Sure, if you're very computer literate (which I'm not), and can figure/configure your PC to avoid the perennial pit falls, great.   For those of us who just want good security, ease of use, broad and expanding software, then Apple tick all the boxes.   Bottom line, Apple works.    Oh, I read more threads about the downfall of Vista/Windows 7 than any other computer related thread.   Is that an accident, or am I just being pickey?

----------


## melvbot

Personally I wouldnt bother with one but there are a few things that interest me about it. First is the chip theyre using in it which theyve produced themselves and how long before they ditch Intel in favour of it, second would be this iBooks thingy. I used to buy loads of magazines on different subjects but the prices just seemed to go up and up to anywhere around £8, a rip off. If the magazines would produce the same thing but downloadable to my iPhone for a decent price Id probably buy them again.

----------


## Spin

> NOW they are all getting excited about the iPad, which is nothing more than an A4 iPhone and the marketing campaign is wanking itself into a frenzy over the touch screen technology (same as iPhones) and the size of the thing and how you can watch movies on it too - providing you are holding the fucking thing in your hands the whole time.  Another poncy, wanky gimmick that nobody needs more than a laptop - something that looks like it will break easily. Jaysus, I almost forgot - you can read the newspaper online on it AND - even download books and read them on the iPad instead of having to turn paper pages on something smaller that nobody will want to steal.
> 
> Rubbish.


So you'll be pre-ordering yours then any day then?

----------


## lysander

> Originally Posted by baldrick
> 
> 
> HSDPA = epic fail
> 
> 
> But one thing's for sure: This device _wipes the floor_ with the Kindle and similar devices out there.


On the contrary a colour screen is a very poor format for reading books. It might be good for magazines and newspapers but E Ink (as used by Kindle, Sony and other ebook readers)  is much better for reading books.

----------


## PlanK

> What they gonna come up with next?


The iWatch.

Shiny new wristwatch that also plays music and is set to vigourously vibrate causing the wearer's hand to move in a masturbation motion every time someone mentions the word Apple.

It's a labour-saving device.
 :Smile:

----------


## Cenovis

> Originally Posted by The Gentleman Scamp
> 
> What they gonna come up with next?
> 
> 
> The iWatch.
> 
> Shiny new wristwatch that also plays music and is set to vigourously vibrate causing the wearer's hand to move in a masturbation motion every time someone mentions the word Apple.
> 
> It's a labour-saving device.


 :smiley laughing:  :smiley laughing:  :smiley laughing:

----------


## Marmite the Dog

> I also have the MacBook Air


Hook, line & sinker...

----------


## Butterfly

The MacBook Thin Air is probably the pinnacle of the mac poseur, the holy grail, and the only thing that comes close to the iPhone jewelry for men

----------


## harrybarracuda

> I used to buy loads of magazines on different subjects but the prices just seemed to go up and up to anywhere around £8, a rip off. If the magazines would produce the same thing but downloadable to my iPhone for a decent price Id probably buy them again.

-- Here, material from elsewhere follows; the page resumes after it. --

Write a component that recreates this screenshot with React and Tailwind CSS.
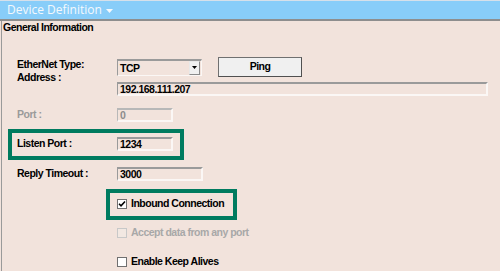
import React from "react";

const Input = ({ w, value, disabled }) => (
  <div
    className={`h-[14px] border-t-2 border-l border-r-2 border-b-2 ${
      disabled ? "border-t-[#b8b8b8] border-l-[#b8b8b8] text-[#8c8c8c]" : "border-t-[#9a9a9a] border-l-[#9a9a9a] text-black"
    } border-r-[#fbf7f5] border-b-[#fbf7f5] pl-[2px] leading-[11px] ${w}`}
  >
    {value}
  </div>
);

const Check = ({ checked, disabled }) => (
  <div
    className={`w-[10px] h-[10px] border ${
      disabled ? "border-[#c8c8c8] bg-[#f2e8e2]" : "border-[#707070] bg-white"
    } flex items-center justify-center shrink-0`}
  >
    {checked && (
      <svg width="8" height="8" viewBox="0 0 8 8">
        <path d="M1 3.8 L3 5.8 L7 1.5" stroke="#000" strokeWidth="1.6" fill="none" />
      </svg>
    )}
  </div>
);

export default function App() {
  return (
    <div
      className="w-[500px] h-[271px] bg-[#f2e3dc] overflow-hidden text-[10.5px] font-bold tracking-[-0.5px]"
      style={{ fontFamily: '"Liberation Sans", Arial, sans-serif' }}
    >
      {/* Header */}
      <div className="h-[21px] border-t border-t-[#d6e0ea] border-b-2 border-b-[#8e8e8e] bg-[#88cdf9] flex items-center pl-[7px]">
        <span
          className="text-[#f4f9fd] text-[12px] font-normal tracking-[0px] leading-[18px]"
          style={{ fontFamily: '"Open Sans", "Noto Sans", sans-serif' }}
        >
          Device Definition
        </span>
        <svg width="7" height="4" viewBox="0 0 7 4" className="ml-[4px] mt-[1px]">
          <path d="M0 0 L7 0 L3.5 4 Z" fill="#f4f9fd" />
        </svg>
      </div>

      {/* Body */}
      <div className="h-[250px] border-l border-l-[#9a9a9a] ml-[1px] text-black">
        <div className="leading-[12px] pl-[1px]">General Information</div>

        {/* EtherNet Type */}
        <div className="mt-[24px] h-[20px] flex items-center pl-[15px]">
          <div className="w-[100px] leading-[10px] -mt-[7px]">EtherNet Type:</div>
          <div className="w-[85px] h-[17px] border-t-2 border-l border-[#9a9a9a] border-r border-b border-r-[#fbf7f5] border-b-[#fbf7f5] flex items-center">
            <div className="flex-1 pl-[2px] leading-[12px]">TCP</div>
            <div className="w-[11px] h-[14px] bg-[#f0f0f0] border border-[#8a8a8a] border-t-[#e8e8e8] border-l-[#e8e8e8] flex items-center justify-center mr-[1px]">
              <svg width="5" height="3" viewBox="0 0 5 3">
                <path d="M0 0 L5 0 L2.5 3 Z" fill="#000" />
              </svg>
            </div>
          </div>
          <div className="ml-[16px] w-[84px] h-[20px] bg-[#f0f0f0] border border-[#707070] border-r-[#505050] border-b-[#505050] flex items-center justify-center">
            Ping
          </div>
        </div>

        {/* Address */}
        <div className="mt-[5px] flex items-start pl-[15px]">
          <div className="w-[100px] leading-[10px] -mt-[10px]">Address :</div>
          <Input w="w-[371px]" value="192.168.111.207" />
        </div>

        {/* Port */}
        <div className="mt-[11px] flex items-center pl-[15px]">
          <div className="w-[100px] text-[#9a9a9a]">Port :</div>
          <Input w="w-[56px]" value="0" disabled />
        </div>

        {/* Listen Port (highlighted) */}
        <div className="mt-[6px] ml-[6px] w-[176px] h-[31px] border-4 border-[#007b5f] flex items-center pl-[5px]">
          <div className="w-[100px]">Listen Port :</div>
          <Input w="w-[56px]" value="1234" />
        </div>

        {/* Reply Timeout */}
        <div className="mt-[6px] flex items-center pl-[15px]">
          <div className="w-[100px]">Reply Timeout :</div>
          <Input w="w-[86px]" value="3000" />
        </div>

        {/* Inbound Connection (highlighted) */}
        <div className="mt-[7px] ml-[104px] w-[131px] h-[31px] border-4 border-[#007b5f] flex items-center pl-[7px] gap-[4px]">
          <Check checked />
          <div>Inbound Connection</div>
        </div>

        {/* Accept data */}
        <div className="mt-[8px] ml-[115px] flex items-center gap-[4px] h-[10px]">
          <Check disabled />
          <div className="text-[#a8a8a8]">Accept data from any port</div>
        </div>

        {/* Enable Keep Alives */}
        <div className="mt-[19px] ml-[115px] flex items-center gap-[4px] h-[10px]">
          <Check />
          <div>Enable Keep Alives</div>
        </div>
      </div>
    </div>
  );
}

Why not just read 'em online?

Online Magazines in Categories from the World at Large

Magatopia.com - Free Online Magazines - Just Click and Read

----------


## melvbot

I'm talking about a full copy of the magazine in something like PDF and stuff that's not from some backwards country like India or the US

----------


## Butterfly

forget the iWatch,

Apple next Product: the iCrap

a device to masturbate in public without the crowd knowing about it, ignoring the miserable world around you, thanks to your wonderful iCrap

very convenient at your local StarBucks coffeeshop where the hotties like to hang, you could wank over them without even acknowledging they were there

----------


## Fuzzy Bob



----------


## harrybarracuda

> I'm talking about a full copy of the magazine in something like PDF and stuff that's not from some backwards country like India or the US


Yeah right, you're just after Razzle and the Fiesta Reader's Wives special, aren't you?

Try Zinio Digital Magazines & Books

 :sexy:

----------


## The Gentleman Scamp

> Originally Posted by nikster
> 
> 
> 
> 
> 
> 
> 
>  Originally Posted by baldrick
> ...


I'd rather stick to traditional books same as i'd rather eat food than take a pill substitute - I would imagine books are better for the eyes and use less battery power also.

----------


## melvbot

[QUOTE=harrybarracuda;1309855]


> Yeah right, you're just after Razzle and the Fiesta Reader's Wives special, aren't you?
> 
> Try Zinio Digital Magazines & Books


Still plenty of bargains in that section, bet you can get Razzle for a couple of quid. I'll check next time if anyone wants them posting out

----------


## lysander

> Originally Posted by lysander
> 
> 
> 
> 
> 
> 
> 
>  Originally Posted by nikster
> ...


I use both. E ink is the same as looking at a book. It only uses power when you 'turn a page'. The batteries on my Sony last for about 7000 page turns. The only problem is that it's not waterproof so no good for reading in the bath.

----------


## DrAndy

> It's certainly a device with the potential to revolutionize computing as we know it





> I am sceptical.


me too

there is nothing revolutionary about it; it seems to be merely similar to other products already available but with extra fast hype

----------


## Marmite the Dog

> there is nothing revolutionary about it; it seems to be merely similar to other products already available but with extra fast hype


Apple should use something like that for their tag-line. It just about sums up all their products.

----------


## StrontiumDog

I know you're not a fan so you're biased....and I am, so I'm biased....

But....

The iPhone really is a nice but of kit. I'm a total tech nerd and always try as many products as possible. The iPhone really is the dogs.

----------


## Wallalai

*Hitler responds to the iPad*

----------


## PAG

> The MacBook Thin Air is probably the pinnacle of the mac poseur, the holy grail, and the only thing that comes close to the iPhone jewelry for men


No, not really.   I got mine when I was doing extensive travelling, of necessity carrying a Microshite driven company provided  laptop, but needing my personal hardware at the same time.   Especially as going in and out of Africa, with hand luggage being essential, the MacBook air ticked all the boxes, even though the peripherals (superdrive, USB interface) added to the volume, but most of these could be carried in pockets when going through airport security etc.

----------


## Marmite the Dog

> No, not really.


Yes, really.

----------


## Butterfly

> No, not really. I got mine when I was doing extensive travelling, of necessity carrying a Microshite driven company provided laptop, but needing my personal hardware at the same time.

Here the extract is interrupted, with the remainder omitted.